-- start of Information shown --

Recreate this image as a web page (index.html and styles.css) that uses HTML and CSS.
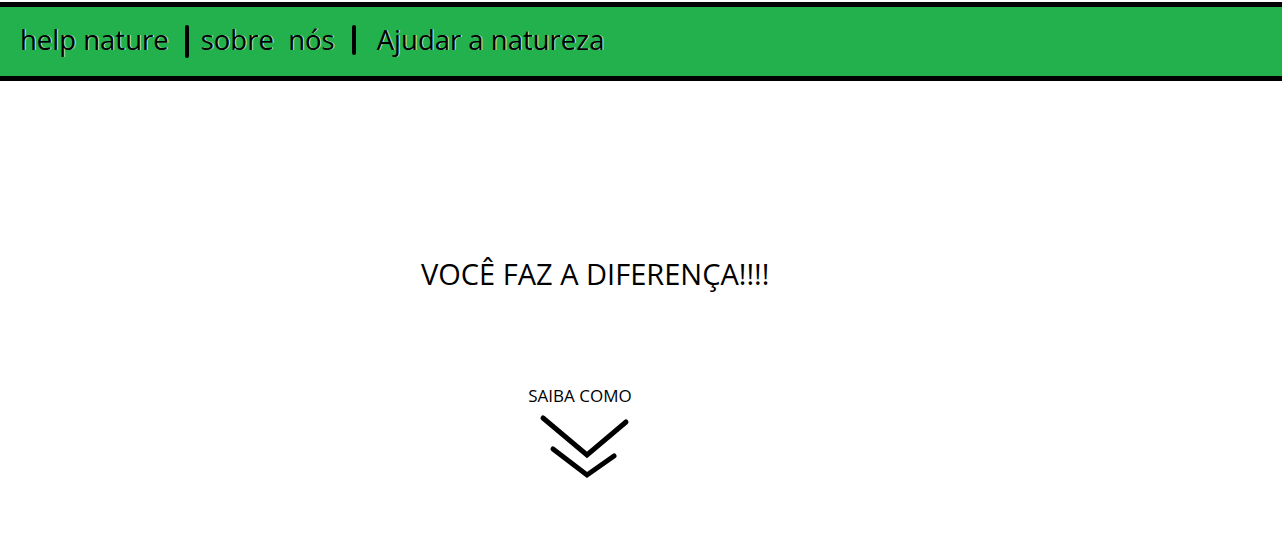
FILE: index.html
```html
<!DOCTYPE html>
<html lang="pt-BR">
<head>
<meta charset="utf-8">
<title>help nature</title>
<link rel="stylesheet" href="styles.css">
</head>
<body>
<header class="topbar">
  <nav class="nav">
    <a class="nav-link brand" href="#">help nature</a>
    <span class="divider d1"></span>
    <a class="nav-link about" href="#">sobre&nbsp; nós</a>
    <span class="divider d2"></span>
    <a class="nav-link help" href="#">Ajudar a natureza</a>
  </nav>
</header>
<main class="hero">
  <h1 class="headline">VOCÊ FAZ A DIFERENÇA!!!!</h1>
  <a class="more" href="#">
    <span class="more-label">SAIBA COMO</span>
    <svg class="chevrons" width="100" height="70" viewBox="0 0 100 70" aria-hidden="true">
      <polyline points="12,9 56,46 95,13" fill="none" stroke="#000" stroke-width="5" stroke-linecap="round" stroke-linejoin="miter"/>
      <polyline points="22,40 56,66 83,47" fill="none" stroke="#000" stroke-width="5" stroke-linecap="round" stroke-linejoin="miter"/>
    </svg>
  </a>
</main>
</body>
</html>
```

FILE: styles.css
```css
html, body {
  margin: 0;
  padding: 0;
  background: #ffffff;
}

body {
  padding-top: 2px;
  font-family: "Open Sans", "Liberation Sans", sans-serif;
  color: #000;
}

.topbar {
  background: #22b14c;
  border-top: 5px solid #000;
  border-bottom: 5px solid #000;
  height: 69px;
  box-sizing: content-box;
}

.nav {
  display: flex;
  align-items: center;
  height: 100%;
  padding-left: 20px;
  padding-bottom: 4px;
  box-sizing: border-box;
}

.nav-link {
  color: #000;
  text-decoration: none;
  font-size: 27.5px;
  line-height: 1;
  text-shadow: 1px 0 0 rgba(255,255,255,0.7);
}

.divider {
  display: block;
  width: 4px;
  background: #000;
  border-radius: 2px;
}

.d1 {
  height: 33px;
  margin: 4px 12px 0 16px;
}

.d2 {
  height: 30px;
  margin: 0 21px 0 17px;
}

.hero {
  display: flex;
  flex-direction: column;
  padding-left: 421px;
  padding-top: 174px;
}

.headline {
  margin: 0;
  font-weight: 400;
  font-size: 29px;
  line-height: 38px;
}

.more {
  display: flex;
  flex-direction: column;
  align-items: center;
  width: 104px;
  margin-left: 107px;
  margin-top: 92px;
  color: #000;
  text-decoration: none;
}

.more-label {
  font-size: 17px;
  line-height: 22px;
}

.chevrons {
  display: block;
  margin-top: 2px;
  margin-left: 2px;
}
```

-- end of Information shown --

Short problem: Please write out all of the material above without changing a word, and omit any pictures.

Output:
Recreate this image as a web page (index.html and styles.css) that uses HTML and CSS.
FILE: index.html
```html
<!DOCTYPE html>
<html lang="pt-BR">
<head>
<meta charset="utf-8">
<title>help nature</title>
<link rel="stylesheet" href="styles.css">
</head>
<body>
<header class="topbar">
  <nav class="nav">
    <a class="nav-link brand" href="#">help nature</a>
    <span class="divider d1"></span>
    <a class="nav-link about" href="#">sobre&nbsp; nós</a>
    <span class="divider d2"></span>
    <a class="nav-link help" href="#">Ajudar a natureza</a>
  </nav>
</header>
<main class="hero">
  <h1 class="headline">VOCÊ FAZ A DIFERENÇA!!!!</h1>
  <a class="more" href="#">
    <span class="more-label">SAIBA COMO</span>
    <svg class="chevrons" width="100" height="70" viewBox="0 0 100 70" aria-hidden="true">
      <polyline points="12,9 56,46 95,13" fill="none" stroke="#000" stroke-width="5" stroke-linecap="round" stroke-linejoin="miter"/>
      <polyline points="22,40 56,66 83,47" fill="none" stroke="#000" stroke-width="5" stroke-linecap="round" stroke-linejoin="miter"/>
    </svg>
  </a>
</main>
</body>
</html>
```

FILE: styles.css
```css
html, body {
  margin: 0;
  padding: 0;
  background: #ffffff;
}

body {
  padding-top: 2px;
  font-family: "Open Sans", "Liberation Sans", sans-serif;
  color: #000;
}

.topbar {
  background: #22b14c;
  border-top: 5px solid #000;
  border-bottom: 5px solid #000;
  height: 69px;
  box-sizing: content-box;
}

.nav {
  display: flex;
  align-items: center;
  height: 100%;
  padding-left: 20px;
  padding-bottom: 4px;
  box-sizing: border-box;
}

.nav-link {
  color: #000;
  text-decoration: none;
  font-size: 27.5px;
  line-height: 1;
  text-shadow: 1px 0 0 rgba(255,255,255,0.7);
}

.divider {
  display: block;
  width: 4px;
  background: #000;
  border-radius: 2px;
}

.d1 {
  height: 33px;
  margin: 4px 12px 0 16px;
}

.d2 {
  height: 30px;
  margin: 0 21px 0 17px;
}

.hero {
  display: flex;
  flex-direction: column;
  padding-left: 421px;
  padding-top: 174px;
}

.headline {
  margin: 0;
  font-weight: 400;
  font-size: 29px;
  line-height: 38px;
}

.more {
  display: flex;
  flex-direction: column;
  align-items: center;
  width: 104px;
  margin-left: 107px;
  margin-top: 92px;
  color: #000;
  text-decoration: none;
}

.more-label {
  font-size: 17px;
  line-height: 22px;
}

.chevrons {
  display: block;
  margin-top: 2px;
  margin-left: 2px;
}
```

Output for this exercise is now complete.